Each temple or main shrine has a man, two or more depending on the idol, who are dressed as women, and with these, almost by way of sanctity and religion, the lords and principals have their carnal council.
— Crónica del Perú
Likewise, the Incas had special consideration for lesbians whom they called holjoshta. The Inca Capac Yupanqui used to have a very special affection for these women.

However, in the center and south of the empire the Incas severely punished homosexuality. The chronicler Martín de Murúa commented in his General History of Peru that the Inca Lloque Yupanqui punished "with great severity public sins - stealing, killing – and sodomy, for which he restrained, plucked his ears, pulled his nose and hanged him, and he cut the necks of the nobles and principals or tore their shirts.”

The Inca Garcilaso de la Vega relates in his Royal Commentaries of the Incas that homosexuality in the Inca Empire was prohibited and that "sodomites" were persecuted and burned alive.

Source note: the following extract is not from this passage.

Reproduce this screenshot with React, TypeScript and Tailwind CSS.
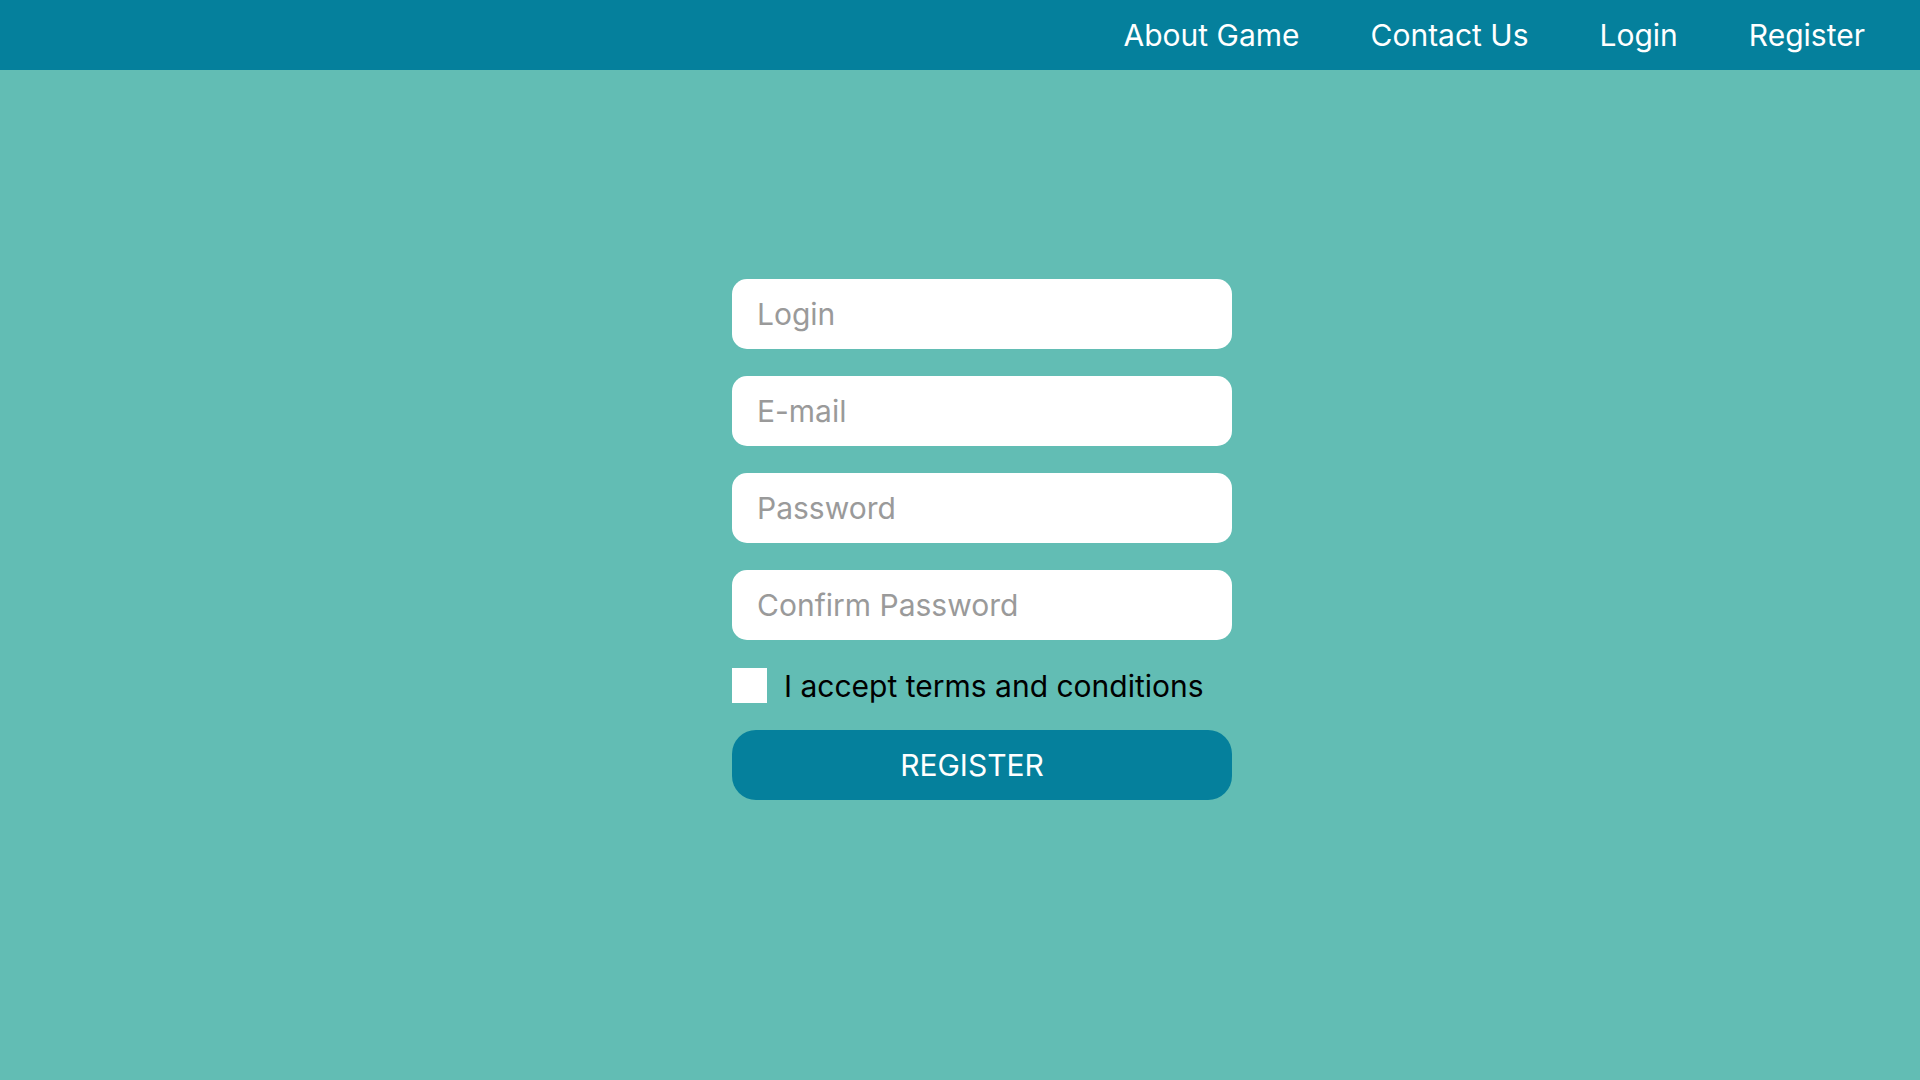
import React from "react";

export default function App() {
  const font = { fontFamily: "Inter, 'Noto Sans', sans-serif" };
  return (
    <div className="min-h-screen w-full bg-[#62bdb4] flex flex-col" style={font}>
      <header className="h-[70px] bg-[#05809c] flex items-center justify-end pr-[55px] gap-[71px] text-white text-[30px]">
        <a className="leading-none">About Game</a>
        <a className="leading-none">Contact Us</a>
        <a className="leading-none">Login</a>
        <a className="leading-none">Register</a>
      </header>
      <main className="flex justify-center pt-[209px]">
        <form className="ml-[44px] w-[500px] flex flex-col">
          <div className="flex flex-col gap-[27px]">
            {["Login", "E-mail", "Password", "Confirm Password"].map((p) => (
              <input
                key={p}
                placeholder={p}
                className="h-[70px] w-full rounded-[15px] bg-white px-[25px] text-[30px] text-black placeholder:text-[#9a9a9a] outline-none"
              />
            ))}
          </div>
          <label className="mt-[28px] flex items-center gap-[17px]">
            <span className="w-[35px] h-[35px] bg-white block" />
            <span className="text-[30px] text-black leading-none">I accept terms and conditions</span>
          </label>
          <button
            type="button"
            className="mt-[27px] h-[70px] w-full rounded-[24px] bg-[#05809c] text-white text-[30px] pr-[20px]"
          >
            REGISTER
          </button>
        </form>
      </main>
    </div>
  );
}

They had found that there were some sodomites, not in all the valleys, but in each one, not in all the common neighbors, but in some individuals who secretly used that evil vice... The Inca was happy with the story of the conquest. ... And in particular he ordered that with great diligence an investigation be made of the sodomites and in a public square they would burn alive those who were found not only guilty but initiated, no matter how little... they would also burn their houses and tear them down to the ground and burn them. the trees of their estates, uprooting them... and they proclaimed by an unforgettable law that from then on they should guard against falling into such a crime, under penalty that for the sin of one, their entire town would be devastated and all its inhabitants in general burned.
— Comentarios reales de los incas
For his part, Cieza de León commented in his Chronicle of Peru that the Incas punished those who practiced homosexuality: "they hated those who used it, considering them as vile timid people and that if it was known to anyone that such a sin had committed, they punished him with such a penalty that it would be pointed out and known among everyone."

=== Aymara people ===
In the case of the Aymaras, who reside southwest of the Peruvian mountains, there are different opinions. According to the superstitions of certain sub-ethnic groups, they are also said to be an omen of bad luck. Although some communities have a certain degree of acceptance, respect and understanding of these people for their sexual orientation. In others, homosexuals were frequently considered special, magical beings, endowed with supernatural powers, recognized for their powers to be shamans.

==16th to 20th century==
Homosexuality in Peru was decriminalised in 1837.